Re: some cron jobs dont seem to be running

Posted: Mon Mar 05, 2018 2:58 pm
by scottwilkerson
I noticed the date in your logs are different that the timestamps on the files can you run the following and return back

Code: Select all

php -r "echo date('r'). \"\n\";" && date -R
Also, the same event ID is showing over and over,

lets also run the following to clear old events:

Code: Select all

mysql -u ndoutils -pn@gweb nagiosxi -e 'TRUNCATE TABLE xi_meta'
mysql -u ndoutils -pn@gweb nagiosxi -e 'TRUNCATE TABLE xi_events'
mysql -u ndoutils -pn@gweb nagiosxi -e 'TRUNCATE TABLE xi_eventqueue'

Re: some cron jobs dont seem to be running

Posted: Mon Mar 05, 2018 3:30 pm
by bosecorp
here you go

root@usvanagiospxi3:(03-05 08:39): /root
# php -r "echo date('r'). \"\n\";" && date -R
Mon, 05 Mar 2018 15:28:33 -0500
Mon, 05 Mar 2018 15:28:33 -0500
You have mail in /var/spool/mail/root
root@usvanagiospxi3:(03-05 08:39): /root
#

I am running the other commands right now.

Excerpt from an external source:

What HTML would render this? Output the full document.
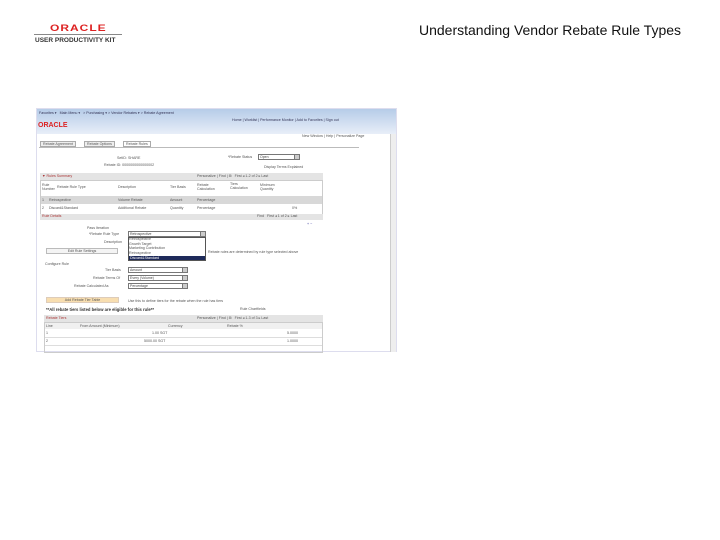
<!DOCTYPE html>
<html><head><meta charset="utf-8"><style>
*{margin:0;padding:0;box-sizing:border-box}
body{width:720px;height:540px;background:#fff;position:relative;overflow:hidden;font-family:"Liberation Sans",sans-serif}
.a{position:absolute;white-space:nowrap}
.t{font-size:3.6px;color:#555}
.sel{position:absolute;border:1px solid #777;background:#fff;font-size:3.5px;color:#444;padding-left:1px;line-height:4px}
.sel:after{content:"";position:absolute;right:0;top:0;width:4px;height:100%;background:#ccc;border-left:1px solid #777}
.g{position:absolute;background:#e4e4e4}
</style></head><body>
<div class="a" style="left:50px;top:21px;font-size:12px;font-weight:bold;color:#d22;letter-spacing:1px;transform:scaleY(.8)">ORACLE</div>
<div class="a" style="left:34px;top:34px;width:88px;height:1px;background:#888"></div>
<div class="a" style="left:35px;top:37px;font-size:6.5px;font-weight:bold;color:#333">USER PRODUCTIVITY KIT</div>
<div class="a" style="left:419px;top:22px;font-size:14px;color:#111">Understanding Vendor Rebate Rule Types</div>

<div class="a" style="left:36px;top:108px;width:361px;height:244px;background:#fff;border:1px solid #dde">
<div class="a" style="left:0;top:0;width:359px;height:25px;background:linear-gradient(#b6cce8,#e8eef8)"></div>
<div class="a t" style="left:2px;top:2px;color:#335">Favorites ▾ &nbsp; Main Menu ▾ &nbsp; &gt; Purchasing ▾ &gt; Vendor Rebates ▾ &gt; Rebate Agreement</div>
<div class="a t" style="left:195px;top:9px;color:#335">Home | Worklist | Performance Monitor | Add to Favorites | Sign out</div>
<div class="a" style="left:1px;top:13px;font-size:7px;font-weight:bold;color:#d22">ORACLE</div>
<div class="a t" style="left:265px;top:25px">New Window | Help | Personalize Page</div>
<div class="g" style="left:353px;top:25px;width:6px;height:218px;background:#eee;border-left:1px solid #ccc"></div>
<div class="a t" style="left:3px;top:32px;border:1px solid #aaa;padding:0 2px;background:#eee">Rebate Agreement</div>
<div class="a t" style="left:47px;top:32px;border:1px solid #aaa;padding:0 2px;background:#eee">Rebate Options</div>
<div class="a t" style="left:86px;top:32px;border:1px solid #aaa;padding:0 2px;background:#fff">Rebate Rules</div>
<div class="a" style="left:2px;top:38px;width:320px;height:1px;background:#bbb"></div>
<div class="a t" style="left:80px;top:47px">SetID: SHARE</div>
<div class="a t" style="left:67px;top:54px">Rebate ID: 0000000000000002</div>
<div class="a t" style="left:191px;top:46px">*Rebate Status</div>
<div class="sel" style="left:221px;top:45px;width:42px;height:6px">Open</div>
<div class="a t" style="left:227px;top:56px">Display Terms Explained</div>
<div class="g" style="left:3px;top:64px;width:283px;height:7px"></div>
<div class="a t" style="left:5px;top:65px;color:#a33">▼ Rules Summary</div>
<div class="a t" style="left:160px;top:65px">Personalize | Find | ⊞ &nbsp; First ◂ 1-2 of 2 ▸ Last</div>
<div class="a" style="left:3px;top:71px;width:283px;height:40px;border:1px solid #ccc"></div>
<div class="a t" style="left:5px;top:74px">Rule<br>Number</div>
<div class="a t" style="left:20px;top:76px">Rebate Rule Type</div>
<div class="a t" style="left:81px;top:76px">Description</div>
<div class="a t" style="left:133px;top:76px">Tier Basis</div>
<div class="a t" style="left:160px;top:74px">Rebate<br>Calculation</div>
<div class="a t" style="left:193px;top:73px">Tiers<br>Calculation</div>
<div class="a t" style="left:223px;top:74px">Minimum<br>Quantity</div>
<div class="g" style="left:4px;top:87px;width:281px;height:8px;background:#d8d8d8"></div>
<div class="a t" style="left:5px;top:89px">1 &nbsp;&nbsp;&nbsp;&nbsp;Retrospective</div>
<div class="a t" style="left:81px;top:89px">Volume Rebate</div>
<div class="a t" style="left:133px;top:89px">Amount</div>
<div class="a t" style="left:160px;top:89px">Percentage</div>
<div class="a t" style="left:5px;top:97px">2 &nbsp;&nbsp;&nbsp;&nbsp;Discard&amp;Standard</div>
<div class="a t" style="left:81px;top:97px">Additional Rebate</div>
<div class="a t" style="left:133px;top:97px">Quantity</div>
<div class="a t" style="left:160px;top:97px">Percentage</div>
<div class="a t" style="left:255px;top:97px">0%</div>
<div class="g" style="left:3px;top:105px;width:283px;height:6px"></div>
<div class="a t" style="left:5px;top:105px;color:#a33">Rule Details</div>
<div class="a t" style="left:220px;top:105px">Find &nbsp; First ◂ 1 of 2 ▸ Last</div>
<div class="a t" style="left:270px;top:113px;color:#339">+ −</div>
<div class="a t" style="left:50px;top:117px">Pass Iteration</div>
<div class="a t" style="left:52px;top:123px">*Rebate Rule Type</div>
<div class="sel" style="left:91px;top:122px;width:78px;height:6px">Retrospective</div>
<div class="a t" style="left:67px;top:131px">Description</div>
<div class="a" style="left:91px;top:128px;width:78px;height:24px;border:1px solid #555;background:#fff"></div>
<div class="a t" style="left:92px;top:128px;line-height:4.5px">Retrospective<br>Growth Target<br>Marketing Contribution<br>Retrospective</div>
<div class="a" style="left:92px;top:147px;width:76px;height:4px;background:#1e2a5a"></div>
<div class="a t" style="left:93px;top:147px;color:#fff">Discard&amp;Standard</div>
<div class="a t" style="left:9px;top:139px;width:72px;height:6px;border:1px solid #bbb;background:#f4f4f4;text-align:center">Edit Rule Settings</div>
<div class="a t" style="left:171px;top:141px">Rebate rules are determined by rule type selected above</div>
<div class="a t" style="left:8px;top:153px">Configure Rule</div>
<div class="a t" style="left:68px;top:159px">Tier Basis</div>
<div class="sel" style="left:91px;top:158px;width:60px;height:6px">Amount</div>
<div class="a t" style="left:56px;top:167px">Rebate Terms Of</div>
<div class="sel" style="left:91px;top:166px;width:60px;height:6px">Every (Volume)</div>
<div class="a t" style="left:37px;top:175px">Rebate Calculated As</div>
<div class="sel" style="left:91px;top:174px;width:60px;height:6px">Percentage</div>
<div class="a t" style="left:9px;top:188px;width:73px;height:6px;border:1px solid #dcb;background:#f8deb0;text-align:center">Add Rebate Tier Table</div>
<div class="a t" style="left:91px;top:190px">Use this to define tiers for the rebate when the rule has tiers</div>
<div class="a" style="left:9px;top:198px;font-size:4.2px;font-weight:bold;color:#333">**All rebate tiers listed below are eligible for this rule**</div>
<div class="a t" style="left:203px;top:198px">Rule Chartfields</div>
<div class="g" style="left:7px;top:206px;width:279px;height:7px"></div>
<div class="a t" style="left:9px;top:207px;color:#a33">Rebate Tiers</div>
<div class="a t" style="left:160px;top:207px">Personalize | Find | ⊞ &nbsp; First ◂ 1-3 of 3 ▸ Last</div>
<div class="a" style="left:7px;top:213px;width:279px;height:31px;border:1px solid #ccc"></div>
<div class="g" style="left:8px;top:214px;width:277px;height:6px;background:#f0f0f0"></div>
<div class="a t" style="left:9px;top:215px">Line</div>
<div class="a t" style="left:43px;top:215px">From Amount (Minimum)</div>
<div class="a t" style="left:131px;top:215px">Currency</div>
<div class="a t" style="left:190px;top:215px">Rebate %</div>
<div class="a" style="left:8px;top:228px;width:277px;height:1px;background:#ddd"></div>
<div class="a t" style="left:9px;top:222px">1</div><div class="a t" style="left:115px;top:222px">1.00 SGT</div><div class="a t" style="left:250px;top:222px">5.0000</div>
<div class="a t" style="left:9px;top:230px">2</div><div class="a t" style="left:107px;top:230px">5000.00 SGT</div><div class="a t" style="left:250px;top:230px">1.0000</div>
<div class="a" style="left:8px;top:236px;width:277px;height:1px;background:#ddd"></div>
</div>
</body></html>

It's taking a bit

Re: some cron jobs dont seem to be running

Posted: Mon Mar 05, 2018 4:26 pm
by bosecorp
this one is taking extremely long time

mysql -u ndoutils -pn@gweb nagiosxi -e 'TRUNCATE TABLE xi_meta'

do you know why?



the other two are done. also, when I did the other two in the XI System Component Status, the Event Manager went green for few minutes, but then wen red again. if try to truncate them again, turns green, but goes red again shortly after.

Re: some cron jobs dont seem to be running

Posted: Tue Mar 06, 2018 10:09 am
by scottwilkerson
can you verify there are no errors in

Code: Select all

tail -50 /var/log/mysqld.log